Kevin Koenig, Climate and Energy Director, Amazon Watch: “The latest IPCC report affirms what Indigenous peoples in the Amazon and across the world have been saying for decades: colonialism caused the climate crisis, and colonialism continues to worsen it today. For financial institutions, real climate action requires fundamental enshrinement of the rights of Indigenous peoples, an immediate end to financing and investment in fossil fuel extraction, and deforestation in Indigenous territories, and the return and protection of Indigenous lands. Any financial institution that does not commit to ending fossil fuel expansion and to honoring Indigenous rights is complicit in the climate colonialism that threatens our planet.”
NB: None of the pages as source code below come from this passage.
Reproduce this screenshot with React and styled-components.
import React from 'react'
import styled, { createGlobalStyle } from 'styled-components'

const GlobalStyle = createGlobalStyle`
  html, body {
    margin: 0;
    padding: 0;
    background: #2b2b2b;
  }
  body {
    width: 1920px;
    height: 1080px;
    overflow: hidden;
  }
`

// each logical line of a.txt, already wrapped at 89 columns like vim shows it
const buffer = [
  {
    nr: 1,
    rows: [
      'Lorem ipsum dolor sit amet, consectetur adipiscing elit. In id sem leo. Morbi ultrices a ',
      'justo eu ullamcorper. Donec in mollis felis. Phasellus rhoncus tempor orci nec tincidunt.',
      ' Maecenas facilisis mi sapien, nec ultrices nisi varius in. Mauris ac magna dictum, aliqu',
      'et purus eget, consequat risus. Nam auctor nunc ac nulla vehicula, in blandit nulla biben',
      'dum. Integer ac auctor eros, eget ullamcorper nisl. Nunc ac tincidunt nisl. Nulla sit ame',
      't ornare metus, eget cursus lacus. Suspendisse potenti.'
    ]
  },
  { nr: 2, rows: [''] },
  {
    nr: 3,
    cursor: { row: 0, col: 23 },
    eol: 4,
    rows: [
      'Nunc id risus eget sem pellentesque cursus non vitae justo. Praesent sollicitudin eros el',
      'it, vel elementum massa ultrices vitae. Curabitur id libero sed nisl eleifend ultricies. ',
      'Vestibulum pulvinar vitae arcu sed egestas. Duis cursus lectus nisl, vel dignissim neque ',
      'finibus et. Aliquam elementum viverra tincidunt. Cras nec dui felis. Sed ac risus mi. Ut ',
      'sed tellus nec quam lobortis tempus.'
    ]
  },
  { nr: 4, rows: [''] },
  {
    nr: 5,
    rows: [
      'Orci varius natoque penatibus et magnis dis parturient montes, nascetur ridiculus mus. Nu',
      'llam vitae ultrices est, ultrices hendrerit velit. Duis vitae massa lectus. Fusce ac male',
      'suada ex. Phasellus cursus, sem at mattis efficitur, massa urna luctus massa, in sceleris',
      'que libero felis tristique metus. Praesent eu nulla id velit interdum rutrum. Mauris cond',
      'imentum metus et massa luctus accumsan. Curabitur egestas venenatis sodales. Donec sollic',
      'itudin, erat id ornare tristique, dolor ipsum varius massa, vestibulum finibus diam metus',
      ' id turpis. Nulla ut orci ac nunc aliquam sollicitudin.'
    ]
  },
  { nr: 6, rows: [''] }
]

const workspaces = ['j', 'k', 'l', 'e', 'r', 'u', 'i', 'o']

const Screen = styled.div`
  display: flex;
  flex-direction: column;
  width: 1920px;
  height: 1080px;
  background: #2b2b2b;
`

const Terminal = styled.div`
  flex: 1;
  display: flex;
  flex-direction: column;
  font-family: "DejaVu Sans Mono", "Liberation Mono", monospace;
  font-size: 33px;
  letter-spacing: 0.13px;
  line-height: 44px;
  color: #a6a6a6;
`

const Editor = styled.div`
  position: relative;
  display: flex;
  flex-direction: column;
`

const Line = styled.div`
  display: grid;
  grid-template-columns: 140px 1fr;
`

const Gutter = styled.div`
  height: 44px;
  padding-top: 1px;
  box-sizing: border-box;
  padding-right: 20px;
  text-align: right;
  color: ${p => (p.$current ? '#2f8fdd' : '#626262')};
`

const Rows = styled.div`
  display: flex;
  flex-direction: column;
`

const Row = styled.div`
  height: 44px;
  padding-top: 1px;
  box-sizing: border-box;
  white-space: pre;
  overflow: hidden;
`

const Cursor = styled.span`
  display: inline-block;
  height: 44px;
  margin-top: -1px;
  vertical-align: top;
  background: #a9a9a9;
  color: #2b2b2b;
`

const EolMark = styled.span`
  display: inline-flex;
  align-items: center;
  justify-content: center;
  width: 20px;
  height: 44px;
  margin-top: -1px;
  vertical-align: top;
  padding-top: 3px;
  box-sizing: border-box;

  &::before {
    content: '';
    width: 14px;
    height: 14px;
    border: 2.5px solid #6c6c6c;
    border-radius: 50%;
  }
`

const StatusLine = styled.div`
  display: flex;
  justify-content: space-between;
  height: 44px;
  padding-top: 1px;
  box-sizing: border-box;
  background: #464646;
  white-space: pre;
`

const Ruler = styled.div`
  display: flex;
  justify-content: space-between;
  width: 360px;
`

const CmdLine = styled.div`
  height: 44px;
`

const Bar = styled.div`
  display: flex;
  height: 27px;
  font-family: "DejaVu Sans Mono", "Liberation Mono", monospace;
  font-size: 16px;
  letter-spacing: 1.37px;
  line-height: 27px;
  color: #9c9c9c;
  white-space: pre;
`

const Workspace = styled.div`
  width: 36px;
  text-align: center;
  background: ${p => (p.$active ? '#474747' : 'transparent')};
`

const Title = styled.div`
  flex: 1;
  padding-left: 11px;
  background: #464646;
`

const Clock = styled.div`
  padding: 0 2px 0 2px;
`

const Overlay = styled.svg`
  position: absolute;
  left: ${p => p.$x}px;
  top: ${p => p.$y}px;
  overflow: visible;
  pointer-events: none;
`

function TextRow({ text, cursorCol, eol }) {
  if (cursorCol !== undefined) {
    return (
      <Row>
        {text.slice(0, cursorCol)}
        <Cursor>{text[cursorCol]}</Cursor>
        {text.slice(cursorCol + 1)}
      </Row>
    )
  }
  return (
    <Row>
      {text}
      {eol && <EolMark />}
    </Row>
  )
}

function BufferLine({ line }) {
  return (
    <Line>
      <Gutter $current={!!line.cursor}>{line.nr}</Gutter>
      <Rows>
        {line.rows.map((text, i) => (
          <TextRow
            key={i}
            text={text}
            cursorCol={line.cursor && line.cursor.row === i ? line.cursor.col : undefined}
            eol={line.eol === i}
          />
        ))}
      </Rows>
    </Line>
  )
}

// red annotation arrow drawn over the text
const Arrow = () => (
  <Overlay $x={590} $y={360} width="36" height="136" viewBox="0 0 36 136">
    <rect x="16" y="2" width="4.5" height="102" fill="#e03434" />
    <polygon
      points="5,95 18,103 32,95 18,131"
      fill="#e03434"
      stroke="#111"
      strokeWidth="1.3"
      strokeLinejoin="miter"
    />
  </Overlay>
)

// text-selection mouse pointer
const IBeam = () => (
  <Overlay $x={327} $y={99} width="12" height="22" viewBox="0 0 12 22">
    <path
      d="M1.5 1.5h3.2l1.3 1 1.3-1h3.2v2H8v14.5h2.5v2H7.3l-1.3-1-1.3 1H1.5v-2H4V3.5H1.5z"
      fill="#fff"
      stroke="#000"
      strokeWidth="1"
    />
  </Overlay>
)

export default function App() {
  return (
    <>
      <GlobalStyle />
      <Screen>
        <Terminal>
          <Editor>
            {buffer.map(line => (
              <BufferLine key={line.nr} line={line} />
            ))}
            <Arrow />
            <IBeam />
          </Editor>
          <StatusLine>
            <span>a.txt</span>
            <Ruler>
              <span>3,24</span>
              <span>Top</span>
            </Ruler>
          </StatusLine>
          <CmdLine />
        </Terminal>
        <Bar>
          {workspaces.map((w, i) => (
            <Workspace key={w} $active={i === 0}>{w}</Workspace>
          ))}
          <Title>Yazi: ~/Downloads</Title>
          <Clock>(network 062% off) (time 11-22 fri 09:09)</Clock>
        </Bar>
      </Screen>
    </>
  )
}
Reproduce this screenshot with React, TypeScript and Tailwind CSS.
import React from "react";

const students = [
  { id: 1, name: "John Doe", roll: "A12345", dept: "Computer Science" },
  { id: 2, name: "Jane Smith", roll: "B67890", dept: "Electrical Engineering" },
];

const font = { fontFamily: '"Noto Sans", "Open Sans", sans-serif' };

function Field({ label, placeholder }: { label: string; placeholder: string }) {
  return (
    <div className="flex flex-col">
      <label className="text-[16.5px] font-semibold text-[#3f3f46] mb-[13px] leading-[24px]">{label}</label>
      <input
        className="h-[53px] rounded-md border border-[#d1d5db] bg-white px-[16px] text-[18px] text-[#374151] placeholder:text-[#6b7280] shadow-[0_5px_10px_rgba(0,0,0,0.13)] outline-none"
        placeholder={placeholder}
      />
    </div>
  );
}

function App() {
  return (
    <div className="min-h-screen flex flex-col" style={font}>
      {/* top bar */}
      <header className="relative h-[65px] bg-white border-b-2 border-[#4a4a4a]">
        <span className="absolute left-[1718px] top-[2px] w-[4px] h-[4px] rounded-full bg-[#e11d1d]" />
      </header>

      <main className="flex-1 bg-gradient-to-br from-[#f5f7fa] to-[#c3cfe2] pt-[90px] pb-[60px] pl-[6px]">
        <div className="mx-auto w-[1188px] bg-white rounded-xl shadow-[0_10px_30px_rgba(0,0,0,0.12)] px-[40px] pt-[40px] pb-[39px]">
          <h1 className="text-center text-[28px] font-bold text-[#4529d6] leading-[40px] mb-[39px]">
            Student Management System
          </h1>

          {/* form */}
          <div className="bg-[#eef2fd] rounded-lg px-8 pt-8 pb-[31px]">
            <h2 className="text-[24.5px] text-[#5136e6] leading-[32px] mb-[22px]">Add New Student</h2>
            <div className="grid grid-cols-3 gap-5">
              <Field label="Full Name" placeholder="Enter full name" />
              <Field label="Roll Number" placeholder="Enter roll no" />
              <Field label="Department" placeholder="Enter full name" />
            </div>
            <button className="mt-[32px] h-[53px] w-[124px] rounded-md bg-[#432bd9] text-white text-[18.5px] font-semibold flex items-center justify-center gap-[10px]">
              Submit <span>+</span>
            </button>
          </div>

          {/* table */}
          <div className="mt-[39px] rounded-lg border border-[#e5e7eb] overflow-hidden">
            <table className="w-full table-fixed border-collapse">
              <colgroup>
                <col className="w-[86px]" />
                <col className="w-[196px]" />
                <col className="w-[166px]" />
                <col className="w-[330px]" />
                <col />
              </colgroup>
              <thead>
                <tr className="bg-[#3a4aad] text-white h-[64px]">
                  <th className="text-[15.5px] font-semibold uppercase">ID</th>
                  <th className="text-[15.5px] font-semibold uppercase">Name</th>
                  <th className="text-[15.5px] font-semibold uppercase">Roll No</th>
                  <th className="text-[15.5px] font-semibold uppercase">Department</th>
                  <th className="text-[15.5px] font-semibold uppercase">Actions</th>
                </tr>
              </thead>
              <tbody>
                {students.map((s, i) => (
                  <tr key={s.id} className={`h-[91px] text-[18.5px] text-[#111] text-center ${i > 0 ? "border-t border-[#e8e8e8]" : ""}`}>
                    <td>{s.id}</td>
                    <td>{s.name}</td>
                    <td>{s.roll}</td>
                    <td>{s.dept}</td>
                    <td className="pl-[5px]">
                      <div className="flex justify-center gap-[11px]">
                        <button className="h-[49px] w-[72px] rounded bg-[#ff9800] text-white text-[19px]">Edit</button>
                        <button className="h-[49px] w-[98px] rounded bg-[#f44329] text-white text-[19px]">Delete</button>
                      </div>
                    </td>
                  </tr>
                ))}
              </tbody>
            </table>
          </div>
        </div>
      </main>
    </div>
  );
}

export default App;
Brett Fleishman, Director of Finance Campaigns, 350.org:

“IPCC report on climate change mitigation made two important points regarding climate change and fossil fuel finance. The first is that finance flows for fossil fuels are still greater than those for climate adaptation and mitigation. And the second is that meeting the US government’s climate goals of limiting global warming to 2⁰C or below will leave a substantial amount of fossil fuels unburned – up to $4 trillion in stranded assets. We need our government and financial regulators to wake up to this contradiction.” 

Mary Cerulli, Founder, Climate Finance Action: Big investors like pension funds and the asset managers they hire are poised to make a big difference. In one sense, the IPCC’s most recent findings are a cause for optimism, reiterating the idea that Paris goals are achievable, albeit difficult, so long as the right action is taken. The question, as ever, is whether it will be.